** START **

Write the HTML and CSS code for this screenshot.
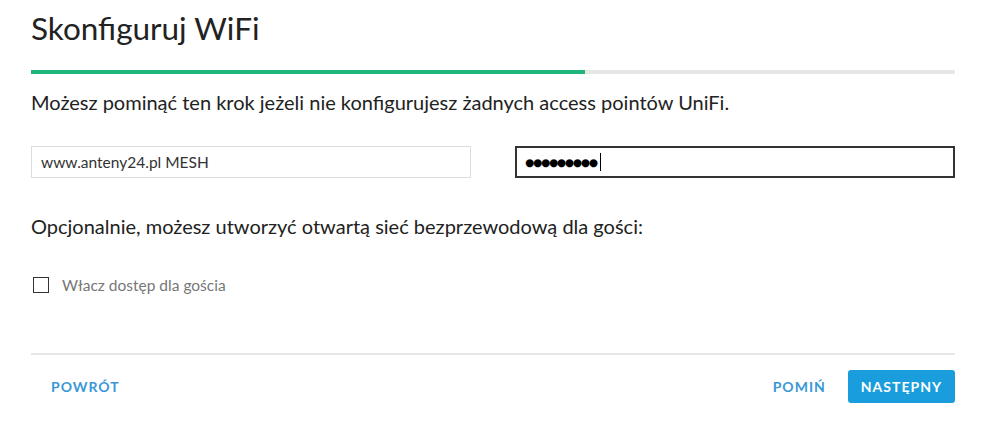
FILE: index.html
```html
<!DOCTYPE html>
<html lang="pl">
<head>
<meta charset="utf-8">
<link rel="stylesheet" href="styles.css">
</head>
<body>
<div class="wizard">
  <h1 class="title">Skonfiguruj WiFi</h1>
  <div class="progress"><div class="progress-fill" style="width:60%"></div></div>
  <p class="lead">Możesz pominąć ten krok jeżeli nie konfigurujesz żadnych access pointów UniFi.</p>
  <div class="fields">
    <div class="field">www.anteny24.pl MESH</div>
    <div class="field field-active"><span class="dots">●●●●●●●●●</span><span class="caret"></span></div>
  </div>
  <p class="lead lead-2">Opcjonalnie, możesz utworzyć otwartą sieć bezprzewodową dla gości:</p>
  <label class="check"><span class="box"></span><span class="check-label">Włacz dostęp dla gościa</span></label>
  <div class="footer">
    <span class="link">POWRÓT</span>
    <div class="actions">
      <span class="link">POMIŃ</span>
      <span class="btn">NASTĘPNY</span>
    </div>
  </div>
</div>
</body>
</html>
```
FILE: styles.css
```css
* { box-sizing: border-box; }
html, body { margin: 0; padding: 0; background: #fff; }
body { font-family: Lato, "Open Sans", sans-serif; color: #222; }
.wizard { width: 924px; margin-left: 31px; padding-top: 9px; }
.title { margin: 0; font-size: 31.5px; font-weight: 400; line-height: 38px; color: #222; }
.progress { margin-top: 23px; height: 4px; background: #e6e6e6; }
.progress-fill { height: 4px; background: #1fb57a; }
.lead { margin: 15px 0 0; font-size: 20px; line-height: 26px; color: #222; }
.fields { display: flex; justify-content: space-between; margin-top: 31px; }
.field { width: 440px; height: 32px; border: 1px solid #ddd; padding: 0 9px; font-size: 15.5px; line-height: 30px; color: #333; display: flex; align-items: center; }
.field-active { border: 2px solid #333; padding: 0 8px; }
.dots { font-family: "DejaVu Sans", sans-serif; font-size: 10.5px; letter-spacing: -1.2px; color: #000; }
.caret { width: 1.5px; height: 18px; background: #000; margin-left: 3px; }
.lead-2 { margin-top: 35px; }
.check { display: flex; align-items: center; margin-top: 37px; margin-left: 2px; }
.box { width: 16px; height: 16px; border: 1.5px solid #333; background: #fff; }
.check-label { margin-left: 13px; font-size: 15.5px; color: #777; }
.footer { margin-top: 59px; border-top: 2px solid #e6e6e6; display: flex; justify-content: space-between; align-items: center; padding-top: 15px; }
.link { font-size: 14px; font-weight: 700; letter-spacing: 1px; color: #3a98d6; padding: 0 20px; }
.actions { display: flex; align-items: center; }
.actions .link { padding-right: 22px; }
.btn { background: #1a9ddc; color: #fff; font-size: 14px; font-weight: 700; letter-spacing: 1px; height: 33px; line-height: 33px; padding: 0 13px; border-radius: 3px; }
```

** END **

Problem requirements ▸
Copy the material exactly. Do not include the pictures.

Written response ▸
Write the HTML and CSS code for this screenshot.
FILE: index.html
```html
<!DOCTYPE html>
<html lang="pl">
<head>
<meta charset="utf-8">
<link rel="stylesheet" href="styles.css">
</head>
<body>
<div class="wizard">
  <h1 class="title">Skonfiguruj WiFi</h1>
  <div class="progress"><div class="progress-fill" style="width:60%"></div></div>
  <p class="lead">Możesz pominąć ten krok jeżeli nie konfigurujesz żadnych access pointów UniFi.</p>
  <div class="fields">
    <div class="field">www.anteny24.pl MESH</div>
    <div class="field field-active"><span class="dots">●●●●●●●●●</span><span class="caret"></span></div>
  </div>
  <p class="lead lead-2">Opcjonalnie, możesz utworzyć otwartą sieć bezprzewodową dla gości:</p>
  <label class="check"><span class="box"></span><span class="check-label">Włacz dostęp dla gościa</span></label>
  <div class="footer">
    <span class="link">POWRÓT</span>
    <div class="actions">
      <span class="link">POMIŃ</span>
      <span class="btn">NASTĘPNY</span>
    </div>
  </div>
</div>
</body>
</html>
```
FILE: styles.css
```css
* { box-sizing: border-box; }
html, body { margin: 0; padding: 0; background: #fff; }
body { font-family: Lato, "Open Sans", sans-serif; color: #222; }
.wizard { width: 924px; margin-left: 31px; padding-top: 9px; }
.title { margin: 0; font-size: 31.5px; font-weight: 400; line-height: 38px; color: #222; }
.progress { margin-top: 23px; height: 4px; background: #e6e6e6; }
.progress-fill { height: 4px; background: #1fb57a; }
.lead { margin: 15px 0 0; font-size: 20px; line-height: 26px; color: #222; }
.fields { display: flex; justify-content: space-between; margin-top: 31px; }
.field { width: 440px; height: 32px; border: 1px solid #ddd; padding: 0 9px; font-size: 15.5px; line-height: 30px; color: #333; display: flex; align-items: center; }
.field-active { border: 2px solid #333; padding: 0 8px; }
.dots { font-family: "DejaVu Sans", sans-serif; font-size: 10.5px; letter-spacing: -1.2px; color: #000; }
.caret { width: 1.5px; height: 18px; background: #000; margin-left: 3px; }
.lead-2 { margin-top: 35px; }
.check { display: flex; align-items: center; margin-top: 37px; margin-left: 2px; }
.box { width: 16px; height: 16px; border: 1.5px solid #333; background: #fff; }
.check-label { margin-left: 13px; font-size: 15.5px; color: #777; }
.footer { margin-top: 59px; border-top: 2px solid #e6e6e6; display: flex; justify-content: space-between; align-items: center; padding-top: 15px; }
.link { font-size: 14px; font-weight: 700; letter-spacing: 1px; color: #3a98d6; padding: 0 20px; }
.actions { display: flex; align-items: center; }
.actions .link { padding-right: 22px; }
.btn { background: #1a9ddc; color: #fff; font-size: 14px; font-weight: 700; letter-spacing: 1px; height: 33px; line-height: 33px; padding: 0 13px; border-radius: 3px; }
```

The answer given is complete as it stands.